Bram's Dev Blog

home

100 Days of Code Day 74 - Scholar Bot Detection

06 Nov 2018

Google thinks analyzer.atmire.com is a robot

A first glance at the additional logging I implemented yesterday revealed that Google Scholar is currently showing a captcha to my server so it can prove it is not a robot.

The code is exactly the same as what I’m running locally, so I would assume that it’s not the code itself that sets off these triggers, but maybe rather the volume of requests, the frequency or perhaps the IP it’s coming from.

Tunneling to click the captcha

The first thing I’m trying to do is to route a few page requests to google scholar over the server, to my own machine, so I can click the captcha and maybe as a one-off, get past this.

How to Use SSH Tunneling to Access Restricted Servers and Browse Securely led me to the instructions for Dynamic port forwarding, enabling me to send all my browser traffic through my server.

Clicking around a few times on Google Scholar did not show me the captcha, so I wasn’t able to click it. Maybe because my browser also has Javascript enabled while the server has not.

scholar.py experiences

People using the scholar.py script have been running into the same issue. How to deal with “Please show you’re not a robot” links out to three other issues where people have offered suggestions.

From the suggestions, I’m already collection and setting cookies by initially hitting the homepage before doing any queries. I also already set a user agent.

Changing the target url

My queries used to go out to http://scholar.google.com. When I’m making a few curl commands from the server, I get a redirect to https://scholar.google.com and another one from there to https://scholar.google.be. So just to ensure that these redirects are not the issue, I’ve updated the code to do all calls straight to https://scholar.google.be

No luck so far

Whenever I try to lookup an item url, the server is still getting “Please show that you’re not a robot”. If the current restrictions are IP bound, maybe there is a way how I could get the requests go out via other proxies so not all requests are arriving at Scholar from the same IP.

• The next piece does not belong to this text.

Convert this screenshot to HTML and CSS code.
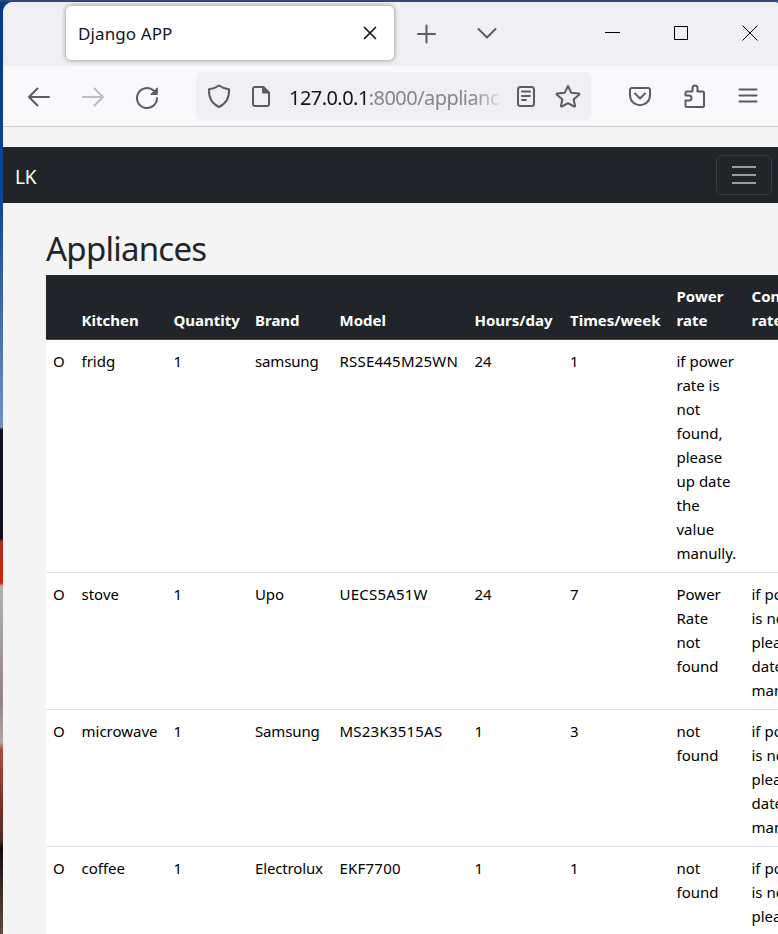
FILE: index.html
```html
<!DOCTYPE html>
<html lang="en">
<head>
<meta charset="utf-8">
<title>Django APP</title>
<link rel="stylesheet" href="styles.css">
</head>
<body>
<div class="window">
  <header class="tabs">
    <div class="tab"><span class="tab-title">Django APP</span>
      <svg class="tab-close" width="14" height="14" viewBox="0 0 14 14"><path d="M1.5 1.5l11 11M12.5 1.5l-11 11"/></svg>
    </div>
    <svg class="new-tab" width="20" height="20" viewBox="0 0 20 20"><path d="M10.500 1.500v17M2 10h17"/></svg>
    <svg class="tab-list" width="20" height="20" viewBox="0 0 20 20"><path d="M1.500 6l8.500 8.500L18.500 6"/></svg>
    <svg class="win minimize" width="16" height="16" viewBox="0 0 16 16"><path d="M1 7.500h15"/></svg>
    <svg class="win maximize" width="16" height="16" viewBox="0 0 16 16"><path d="M1.500 1.500h13v13h-13z"/></svg>
    <svg class="win close" width="16" height="16" viewBox="0 0 16 16"><path d="M.5.5l15 15M15.500.5l-15 15"/></svg>
  </header>
  <div class="toolbar">
    <svg class="icon back" viewBox="0 0 24 24"><path d="M22 13H2M10.500 4.500L2 13l8.500 8.500"/></svg>
    <svg class="icon forward" viewBox="0 0 24 24"><path d="M2 13h20M13.500 4.500L22 13l-8.500 8.500"/></svg>
    <svg class="icon reload" viewBox="0 0 24 24"><path d="M22 14a10 10 0 1 1-3.200-7.300"/><path class="fill" d="M22.300 4.200v6.200h-6.200z"/></svg>
    <div class="urlbar">
      <svg class="icon" viewBox="0 0 24 24"><path d="M12 1.500c3 2.200 6 3.400 10 3.800.3 7-1.800 14-10 17.700C3.800 19.300 1.700 12.300 2 5.300c4-.4 7-1.600 10-3.800z"/></svg>
      <svg class="icon page-icon" viewBox="0 0 24 24"><path d="M6 3h8.500l5.500 5.500V20a2 2 0 0 1-2 2H6a2 2 0 0 1-2-2V5a2 2 0 0 1 2-2z"/><path class="fill" d="M13.500 3V9h6z"/></svg>
      <div class="address"><span class="host">127.0.0.1</span>:8000/applianc</div>
      <svg class="icon reader" viewBox="0 0 24 24"><rect x="4" y="3" width="16" height="19" rx="2.500"/><path d="M8 7.500h8M8 12h8M8 16h4"/></svg>
      <svg class="icon star" viewBox="0 0 24 24"><path d="M12 1.800l3.100 6.900 7.600.8c.7.1.9.9.4 1.300l-5.500 4.600 1.500 6.300c.1.700-.5 1.100-1.100.8L12 19.200 6 22.500c-.6.3-1.200-.1-1.100-.8l1.500-6.300L.9 10.800c-.5-.4-.3-1.200.4-1.300l7.600-.8z"/></svg>
    </div>
    <svg class="icon pocket" viewBox="0 0 24 24"><path d="M4 4h16a2 2 0 0 1 2 2v5c0 13.500-20 13.500-20 0V6a2 2 0 0 1 2-2zM7 9.500l5 5 5-5"/></svg>
    <svg class="icon puzzle" viewBox="0 0 24 24"><path d="M4 7.500h5.500V4a2.500 2.500 0 0 1 5 0v3.500h5A1.500 1.500 0 0 1 21 9v12.500a1.500 1.500 0 0 1-1.500 1.500H4a1.500 1.500 0 0 1-1.500-1.500v-5H6a2.500 2.500 0 0 0 0-5H2.500V9A1.500 1.500 0 0 1 4 7.500z"/></svg>
    <svg class="icon menu" viewBox="0 0 24 24"><path d="M3.500 5.500h17M3.500 11.500h17M3.500 17.500h17"/></svg>
  </div>
  <main class="page">
    <nav class="navbar"><span class="brand">LK</span>
      <button class="toggler" aria-label="Menu"><svg width="30" height="30" viewBox="0 0 30 30"><path d="M3 7h24M3 15h24M3 23h24"/></svg></button>
    </nav>
    <section class="content">
      <h1>Appliances</h1>
      <table>
        <colgroup><col class="c0"><col class="c1"><col class="c2"><col class="c3"><col class="c4"><col class="c5"><col class="c6"><col class="c7"><col class="c8"></colgroup>
        <thead><tr><th></th><th>Kitchen</th><th>Quantity</th><th>Brand</th><th>Model</th><th>Hours/day</th><th>Times/week</th><th>Power<br>rate</th><th>Consumption<br>rate</th></tr></thead>
        <tbody>
          <tr><td>O</td><td>fridg</td><td>1</td><td class="make">samsung</td><td class="model">RSSE445M25WN</td><td>24</td><td>1</td><td>if power<br>rate is<br>not<br>found,<br>please<br>up date<br>the<br>value<br>manully.</td><td></td></tr>
          <tr><td>O</td><td>stove</td><td>1</td><td class="make">Upo</td><td class="model">UECS5A51W</td><td>24</td><td>7</td><td>Power<br>Rate<br>not<br>found</td><td>if power rate<br>is not found,<br>please up<br>date the value<br>manully.</td></tr>
          <tr><td>O</td><td>microwave</td><td>1</td><td class="make">Samsung</td><td class="model">MS23K3515AS</td><td>1</td><td>3</td><td>not<br>found</td><td>if power rate<br>is not found,<br>please up<br>date the value<br>manully.</td></tr>
          <tr><td>O</td><td>coffee</td><td>1</td><td class="make">Electrolux</td><td class="model">EKF7700</td><td>1</td><td>1</td><td>not<br>found</td><td>if power rate<br>is not found,<br>please up<br>date the value<br>manully.</td></tr>
        </tbody>
      </table>
    </section>
  </main>
</div>
</body>
</html>
```
FILE: styles.css
```css
* { box-sizing: border-box; }
html, body { height: 100%; overflow: hidden; }
body {
  margin: 0;
  padding: 2px 0 0 3px;
  font: 15px/24px "Noto Sans", "Open Sans", sans-serif;
  color: #000;
  background: linear-gradient(#2f4a78, #2f4a78) 0 0 / 100% 2px no-repeat,
    linear-gradient(#073984 0, #0d4597 200px, #4a70ac 330px, #6f91c0 427px, #15101f 430px, #120c1c 538px, #b03020 542px, #d42109 583px, #b5b0b0 586px, #8f8585 700px, #b5a5a2 742px, #b04b40 750px, #7c3026 805px, #4b2922 842px, #100c0c 848px, #3f2b29 890px, #604844 934px);
}
svg { flex: none; display: block; overflow: visible; fill: none; stroke: #5b5b66; stroke-width: 2; stroke-linecap: round; stroke-linejoin: round; }
.window { height: 932px; width: 775px; overflow: hidden; border-radius: 10px 3px 0 0; background: #f4f4f4; }
.tabs { height: 64px; display: flex; align-items: center; background: #f0f0f4; }
.tab { width: 328px; height: 54px; margin: -2px 0 0 63px; padding: 0 17px 0 12px; display: flex; align-items: center; justify-content: space-between; background: #fff; border-radius: 5px; box-shadow: 0 0 5px rgba(0, 0, 0, .45); }
.tab-title { font-size: 17px; color: #15141a; letter-spacing: .1px; padding-top: 2px; }
.tab-close { stroke: #15141a; stroke-width: 1.7; }
.new-tab { margin-left: 22px; }
.tab-list { margin: -3px 0 0 41px; }
.win { stroke: #000; stroke-width: 1; stroke-linecap: butt; margin-top: -2px; }
.minimize { margin-left: 107px; }
.maximize { margin-left: 53px; }
.close { margin-left: 53px; }
.toolbar { height: 61px; display: flex; align-items: center; background: #f9f9fb; border-bottom: 1px solid #ccc; padding-left: 24px; }
.icon { width: 24px; height: 24px; }
.forward { margin-left: 30px; stroke: #bcbcc1; }
.reload { margin-left: 30px; }
.fill { fill: #5b5b66; stroke-width: 1; }
.urlbar { width: 395px; height: 48px; margin-left: 37px; padding-left: 11px; border-radius: 5px; background: #f0f0f4; display: flex; align-items: center; }
.page-icon { margin-left: 18px; }
.address { width: 217px; margin-left: 16px; padding-top: 3px; overflow: hidden; white-space: nowrap; font-size: 20px; line-height: 32px; color: #85858a; letter-spacing: -.55px; -webkit-mask-image: linear-gradient(90deg, #000 84%, transparent 100%); mask-image: linear-gradient(90deg, #000 84%, transparent 100%); }
.host { color: #15141a; }
.reader { margin-left: 8px; }
.star { margin-left: 18px; }
.pocket { margin-left: 37px; }
.puzzle { margin-left: 31px; }
.menu { margin-left: 29px; }
.page { padding-top: 20px; }
.navbar { height: 56px; background: #212529; padding: 0 6px 0 12px; display: flex; align-items: center; justify-content: space-between; }
.brand { color: #fff; font-size: 19px; letter-spacing: -.3px; line-height: 30px; margin-top: 4px; }
.toggler { width: 56px; height: 40px; padding: 0 12px; border: 1px solid #373b3e; border-radius: 6px; background: none; }
.toggler svg { stroke: #9b9d9f; stroke-linecap: butt; }
.content { padding: 26px 0 0 43px; }
h1 { margin: 0; height: 46px; font-size: 33px; line-height: 40px; font-weight: 400; letter-spacing: -.75px; color: #212529; }
table { width: 805px; table-layout: fixed; border-collapse: separate; border-spacing: 0; background: #fff; }
.c0 { width: 27.500px; } .c1 { width: 92px; } .c2 { width: 81.500px; } .c3 { width: 84.500px; } .c4 { width: 135px; } .c5 { width: 95.500px; } .c6 { width: 106.500px; } .c7 { width: 75px; } .c8 { width: 107.500px; }
th, td { padding: 9px 8px 7px; text-align: left; white-space: nowrap; border-bottom: 1px solid #dee2e6; vertical-align: top; }
td:first-child { padding-left: 7px; }
.make { letter-spacing: -.15px; }
.model { letter-spacing: .22px; }
th { vertical-align: bottom; color: #fff; background: #212529; border-color: #4d5154; }
```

Otherwise, I just may have to accept that people will have to do their item verifications manually, instead of doing those for them.

Day 74 Plan

Do a test to see if issuing the requests from other IPs could give different results.

After that, ask my colleagues for assistance to access the assets and hopefully get a successful test run in place for the language switch.

Future days - DSpace 7 Angular

Future days - Analyzer.atmire.com work

Future Days - Productivity

Future days - Jekyll http://bram-atmire.github.io/ site

Future Days - Atmire.com work

Investigate and work on search engine optimization (SEO) for the main atmire.com website.

Future Days - Learning just for learning

Sustainability challenge - Finish before Christmas

If I continue like October, I could hit day 68 by end of October and day 98 by end of November.